Profiling of basic accuracy measures
profile_basic_accuracy_measures.Rmd
In Silas & Müllensiefen (2023), we profiled melodic similarity measures against accuracy-based measures on sung recall data (see our explainer for an explanation of the difference between accuracy and melodic similarity measures). In the paper, we profiled some attempts to comparing a sung recall and its target which were a little bit more sophisticated than basic accuracy measures. For completeness and to show that basic accuracy measures are completely inadequate for scoring melodic recall data, here we show the same data scored with the more basic forms of accuracy measures. The experiment is described in our paper, with the corresponding results for basic accuracy measures below.
1.1 Standard accuracy measure results
As shown in Figure 1, 1A, adding jitter to duration values leaves all basic accuracy measures unaffected. For all other experiments, the measure of accuracy never changes as a function of transformations. The other related basic accuracy measures may deteriorate as a function of transformations, depending on the experiment. Notably, scrambling (i.e., changing note orders) affects no measures of accuracy as a function of transformations.
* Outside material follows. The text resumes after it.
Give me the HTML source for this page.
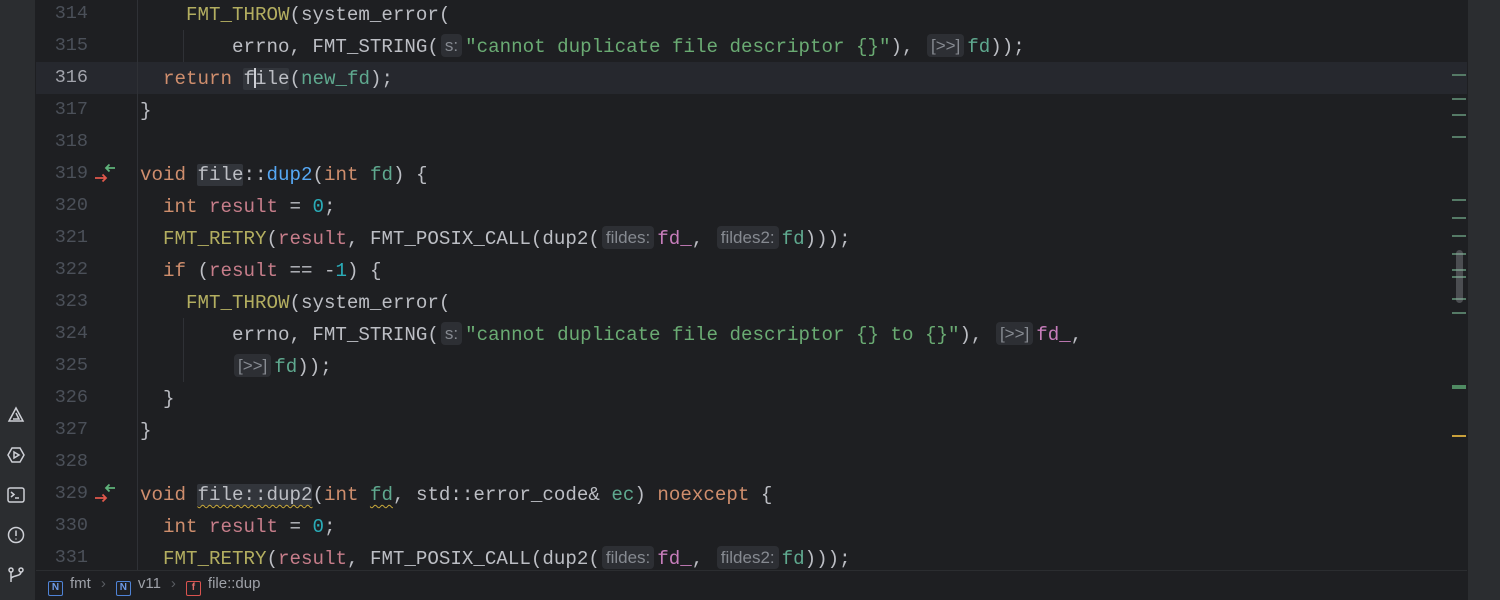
<!DOCTYPE html>
<html><head><meta charset="utf-8"><style>
*{margin:0;padding:0;box-sizing:border-box}
body{width:1500px;height:600px;background:#1e1f22;overflow:hidden;position:relative;font-family:"Liberation Mono",monospace;}
#side{position:absolute;left:0;top:0;width:36px;height:600px;background:#2b2d30;border-right:1px solid #1e1f22}
#rbar{position:absolute;left:1467px;top:0;width:33px;height:600px;background:#2b2d30;border-left:1px solid #1e1f22}
.cur{position:absolute;left:36px;top:62px;width:1431px;height:32px;background:#26282e}
.ln{position:absolute;left:36px;width:52px;text-align:right;font-size:18.5px;color:#4b5059;line-height:32px;height:32px;top:0}
.code{position:absolute;left:140px;font-size:19.17px;line-height:32px;height:32px;white-space:pre;color:#bcbec4;margin-top:1px}
.k{color:#cf8e6d}.m{color:#b3ae60}.f{color:#56a8f5}.p{color:#5fa98f}.v{color:#c77dbb}.r{color:#c67d8a}.s{color:#6aab73}.n{color:#2aacb8}
.h{display:inline-block;font-family:"Liberation Sans",sans-serif;font-size:17px;color:#868a91;background:#2d2f34;border-radius:4px;padding:0 4px;line-height:23px;margin:0 3px 0 2px;vertical-align:1px}
.hl{background:#32353b;border-radius:2px}
.sq{text-decoration:underline wavy #c9a93b;text-underline-offset:4px;text-decoration-thickness:1px}
.guide{position:absolute;width:1px;background:#2f3136}
.mk{position:absolute;left:1452px;width:14px;height:2px;background:#557a66}
#bc{position:absolute;left:36px;top:570px;width:1431px;height:30px;border-top:1px solid #2b2d30;font-family:"Liberation Sans",sans-serif;font-size:15px;color:#9ea1a8;line-height:26px}
.bi{display:inline-block;width:15px;height:15px;border:1.5px solid #4f83d6;border-radius:2px;font-size:10px;line-height:12px;text-align:center;color:#6e9be8;vertical-align:-2px;margin-right:7px;font-weight:bold}
.ic{position:absolute;left:6px;width:20px;height:20px}
</style></head><body>
<div id="side">
<svg class="ic" style="top:405px" viewBox="0 0 20 20" fill="none" stroke="#ced0d6" stroke-width="1.5"><path d="M10 3L17 16H3Z"/><path d="M10 8L13 14H7"/></svg>
<svg class="ic" style="top:445px" viewBox="0 0 20 20" fill="none" stroke="#ced0d6" stroke-width="1.5"><path d="M6 3H14L18 10L14 17H6L2 10Z"/><path d="M8 7L13 10L8 13Z"/></svg>
<svg class="ic" style="top:485px" viewBox="0 0 20 20" fill="none" stroke="#ced0d6" stroke-width="1.5"><rect x="2" y="3" width="16" height="14" rx="2"/><path d="M5 7L8 9.5L5 12M9 13H13"/></svg>
<svg class="ic" style="top:525px" viewBox="0 0 20 20" fill="none" stroke="#ced0d6" stroke-width="1.5"><circle cx="10" cy="10" r="7.5"/><path d="M10 5.5V11M10 13.5V14.5"/></svg>
<svg class="ic" style="top:565px" viewBox="0 0 20 20" fill="none" stroke="#ced0d6" stroke-width="1.5"><circle cx="5" cy="5" r="2"/><circle cx="15" cy="5" r="2"/><path d="M5 7V17M15 7C15 12 5 10 5 14"/></svg>
</div>
<div class="cur"></div>
<div class="guide" style="left:137px;top:0;height:570px"></div>
<div class="guide" style="left:183px;top:30px;height:32px"></div>
<div class="guide" style="left:183px;top:318px;height:64px"></div>

<div class="ln" style="top:-2px">314</div>
<div class="ln" style="top:30px">315</div>
<div class="ln" style="top:62px;color:#a1a3ab">316</div>
<div class="ln" style="top:94px">317</div>
<div class="ln" style="top:126px">318</div>
<div class="ln" style="top:158px">319</div>
<div class="ln" style="top:190px">320</div>
<div class="ln" style="top:222px">321</div>
<div class="ln" style="top:254px">322</div>
<div class="ln" style="top:286px">323</div>
<div class="ln" style="top:318px">324</div>
<div class="ln" style="top:350px">325</div>
<div class="ln" style="top:382px">326</div>
<div class="ln" style="top:414px">327</div>
<div class="ln" style="top:446px">328</div>
<div class="ln" style="top:478px">329</div>
<div class="ln" style="top:510px">330</div>
<div class="ln" style="top:542px">331</div>

<svg style="position:absolute;left:92px;top:160px" width="26" height="26" viewBox="0 0 26 26" fill="none" stroke-width="1.8"><path d="M23 8H14M17.5 4.5L14 8L17.5 11.5" stroke="#5fb37a"/><path d="M3 18H14M10.5 14.5L14 18L10.5 21.5" stroke="#e0584b"/></svg>
<svg style="position:absolute;left:92px;top:480px" width="26" height="26" viewBox="0 0 26 26" fill="none" stroke-width="1.8"><path d="M23 8H14M17.5 4.5L14 8L17.5 11.5" stroke="#5fb37a"/><path d="M3 18H14M10.5 14.5L14 18L10.5 21.5" stroke="#e0584b"/></svg>

<div class="code" style="top:-2px">    <span class="m">FMT_THROW</span>(system_error(</div>
<div class="code" style="top:30px">        errno, FMT_STRING(<span class="h">s:</span><span class="s">"cannot duplicate file descriptor {}"</span>), <span class="h">[&gt;&gt;]</span><span class="p">fd</span>));</div>
<div class="code" style="top:62px">  <span class="k">return</span> <span class="hl">file</span>(<span class="p">new_fd</span>);</div>
<div style="position:absolute;left:254px;top:68px;width:2px;height:20px;background:#ced0d6"></div>
<div class="code" style="top:94px">}</div>
<div class="code" style="top:158px"><span class="k">void</span> <span class="hl">file</span>::<span class="f">dup2</span>(<span class="k">int</span> <span class="p">fd</span>) {</div>
<div class="code" style="top:190px">  <span class="k">int</span> <span class="r">result</span> = <span class="n">0</span>;</div>
<div class="code" style="top:222px">  <span class="m">FMT_RETRY</span>(<span class="r">result</span>, FMT_POSIX_CALL(dup2(<span class="h">fildes:</span><span class="v">fd_</span>, <span class="h">fildes2:</span><span class="p">fd</span>)));</div>
<div class="code" style="top:254px">  <span class="k">if</span> (<span class="r">result</span> == -<span class="n">1</span>) {</div>
<div class="code" style="top:286px">    <span class="m">FMT_THROW</span>(system_error(</div>
<div class="code" style="top:318px">        errno, FMT_STRING(<span class="h">s:</span><span class="s">"cannot duplicate file descriptor {} to {}"</span>), <span class="h">[&gt;&gt;]</span><span class="v">fd_</span>,</div>
<div class="code" style="top:350px">        <span class="h">[&gt;&gt;]</span><span class="p">fd</span>));</div>
<div class="code" style="top:382px">  }</div>
<div class="code" style="top:414px">}</div>
<div class="code" style="top:478px"><span class="k">void</span> <span class="hl sq">file::dup2</span>(<span class="k">int</span> <span class="p sq">fd</span>, std::error_code&amp; <span class="p">ec</span>) <span class="k">noexcept</span> {</div>
<div class="code" style="top:510px">  <span class="k">int</span> <span class="r">result</span> = <span class="n">0</span>;</div>
<div class="code" style="top:542px">  <span class="m">FMT_RETRY</span>(<span class="r">result</span>, FMT_POSIX_CALL(dup2(<span class="h">fildes:</span><span class="v">fd_</span>, <span class="h">fildes2:</span><span class="p">fd</span>)));</div>

<div class="mk" style="top:74px"></div><div class="mk" style="top:98px"></div><div class="mk" style="top:114px"></div><div class="mk" style="top:136px"></div>
<div class="mk" style="top:199px"></div><div class="mk" style="top:217px"></div><div class="mk" style="top:235px"></div><div class="mk" style="top:253px"></div>
<div class="mk" style="top:269px"></div><div class="mk" style="top:276px"></div><div class="mk" style="top:298px"></div><div class="mk" style="top:312px"></div>
<div class="mk" style="top:385px;height:4px;background:#4f8a62"></div>
<div class="mk" style="top:435px;background:#c9a03b"></div>
<div style="position:absolute;left:1456px;top:250px;width:7px;height:53px;border-radius:4px;background:rgba(160,163,170,0.35)"></div>

<div id="rbar"></div>
<div id="bc"><span style="margin-left:12px"><span class="bi">N</span>fmt</span><span style="color:#5a5d63;margin:0 10px">›</span><span class="bi">N</span>v11<span style="color:#5a5d63;margin:0 10px">›</span><span class="bi" style="border-color:#d9534f;color:#e06c68">f</span>file::dup</div>
</body></html>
1.2 Standard accuracy measure results with alignment
A next step to improving accuracy measures is to look for the best alignment between a sung recall and its target to account for the fact that they may be of different lengths and/or to score a participant benevolently. This can be can be achieved by computing accuracy scores for all possible alignments and taking the highest score. Employing this steps leads to the following, shown in Figure 2: Again, all accuracy measures are unaffected by changes in duration values and scrambling the order of pitches affects no accuracy measures. No accuracy measure has clear monotonic properties across all experiment conditions.